Goal of the exercise: Find each line with the string "component" and report it.
* Begin Listed records *
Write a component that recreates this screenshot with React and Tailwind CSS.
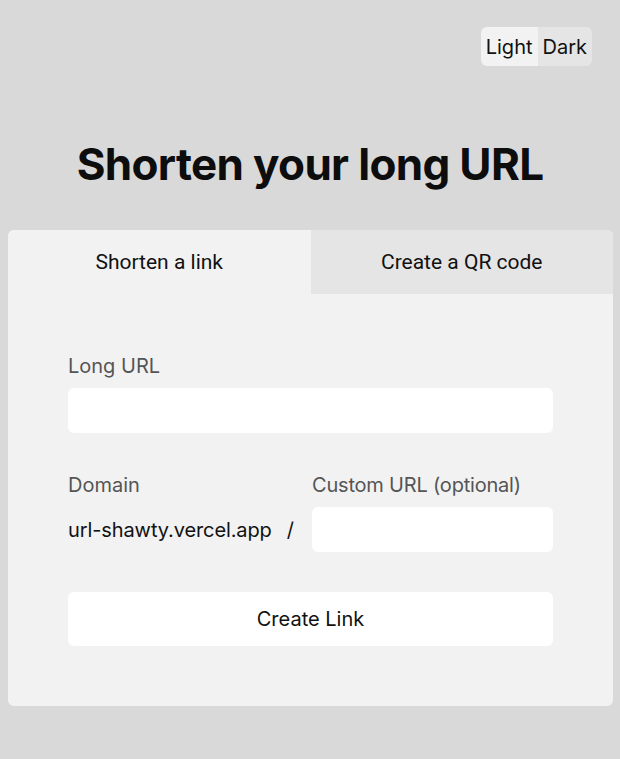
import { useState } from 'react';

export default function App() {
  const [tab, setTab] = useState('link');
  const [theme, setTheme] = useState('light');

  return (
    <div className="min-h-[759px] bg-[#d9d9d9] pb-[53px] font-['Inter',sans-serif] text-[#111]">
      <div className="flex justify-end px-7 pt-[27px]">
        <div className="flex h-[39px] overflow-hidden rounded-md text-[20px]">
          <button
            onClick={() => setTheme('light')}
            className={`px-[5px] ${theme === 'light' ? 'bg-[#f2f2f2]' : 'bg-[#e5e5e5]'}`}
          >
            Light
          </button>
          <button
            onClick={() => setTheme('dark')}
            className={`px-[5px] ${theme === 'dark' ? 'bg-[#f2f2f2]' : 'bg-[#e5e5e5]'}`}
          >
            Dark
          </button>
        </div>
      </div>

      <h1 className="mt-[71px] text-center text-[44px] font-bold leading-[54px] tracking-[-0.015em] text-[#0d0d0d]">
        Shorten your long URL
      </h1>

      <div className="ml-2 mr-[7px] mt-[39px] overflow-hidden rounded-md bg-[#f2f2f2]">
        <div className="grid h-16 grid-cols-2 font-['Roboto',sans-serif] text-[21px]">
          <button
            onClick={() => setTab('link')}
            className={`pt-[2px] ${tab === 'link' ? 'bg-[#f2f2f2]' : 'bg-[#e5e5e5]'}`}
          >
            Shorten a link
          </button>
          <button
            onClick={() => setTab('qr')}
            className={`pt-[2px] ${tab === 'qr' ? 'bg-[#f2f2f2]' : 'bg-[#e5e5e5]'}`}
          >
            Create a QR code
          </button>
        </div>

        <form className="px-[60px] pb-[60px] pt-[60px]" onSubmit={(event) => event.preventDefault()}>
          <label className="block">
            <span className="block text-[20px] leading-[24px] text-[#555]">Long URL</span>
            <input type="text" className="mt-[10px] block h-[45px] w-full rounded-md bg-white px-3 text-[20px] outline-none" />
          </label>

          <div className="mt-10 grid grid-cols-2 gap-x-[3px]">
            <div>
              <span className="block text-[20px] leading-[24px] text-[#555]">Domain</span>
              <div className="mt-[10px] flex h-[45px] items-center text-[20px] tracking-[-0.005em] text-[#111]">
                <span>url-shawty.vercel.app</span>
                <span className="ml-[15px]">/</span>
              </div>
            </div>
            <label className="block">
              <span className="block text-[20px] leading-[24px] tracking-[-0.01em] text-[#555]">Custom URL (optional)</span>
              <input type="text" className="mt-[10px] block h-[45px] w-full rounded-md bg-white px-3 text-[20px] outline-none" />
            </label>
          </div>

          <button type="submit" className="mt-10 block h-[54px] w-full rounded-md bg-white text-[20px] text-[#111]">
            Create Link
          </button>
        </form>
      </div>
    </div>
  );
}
* End Listed records *
* Begin Listed records *
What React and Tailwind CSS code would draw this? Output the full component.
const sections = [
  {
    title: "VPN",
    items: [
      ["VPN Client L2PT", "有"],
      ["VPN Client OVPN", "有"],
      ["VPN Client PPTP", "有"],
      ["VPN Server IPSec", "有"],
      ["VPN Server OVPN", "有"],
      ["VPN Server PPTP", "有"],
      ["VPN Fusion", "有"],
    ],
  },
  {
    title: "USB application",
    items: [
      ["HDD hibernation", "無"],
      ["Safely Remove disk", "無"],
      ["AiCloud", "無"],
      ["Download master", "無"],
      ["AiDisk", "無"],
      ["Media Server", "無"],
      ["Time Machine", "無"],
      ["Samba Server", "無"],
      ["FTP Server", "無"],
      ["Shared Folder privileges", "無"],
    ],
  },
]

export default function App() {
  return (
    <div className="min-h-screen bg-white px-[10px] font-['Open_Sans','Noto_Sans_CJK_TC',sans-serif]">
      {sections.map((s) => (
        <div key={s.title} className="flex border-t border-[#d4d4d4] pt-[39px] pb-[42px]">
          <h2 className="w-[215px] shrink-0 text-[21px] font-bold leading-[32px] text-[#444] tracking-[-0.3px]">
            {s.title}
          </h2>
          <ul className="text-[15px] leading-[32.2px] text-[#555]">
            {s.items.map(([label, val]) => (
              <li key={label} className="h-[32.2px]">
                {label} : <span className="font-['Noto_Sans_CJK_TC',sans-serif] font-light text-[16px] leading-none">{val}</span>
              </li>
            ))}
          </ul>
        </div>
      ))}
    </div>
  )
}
* End Listed records *
Worked solution:
Write a component that recreates this screenshot with React and Tailwind CSS.
What React and Tailwind CSS code would draw this? Output the full component.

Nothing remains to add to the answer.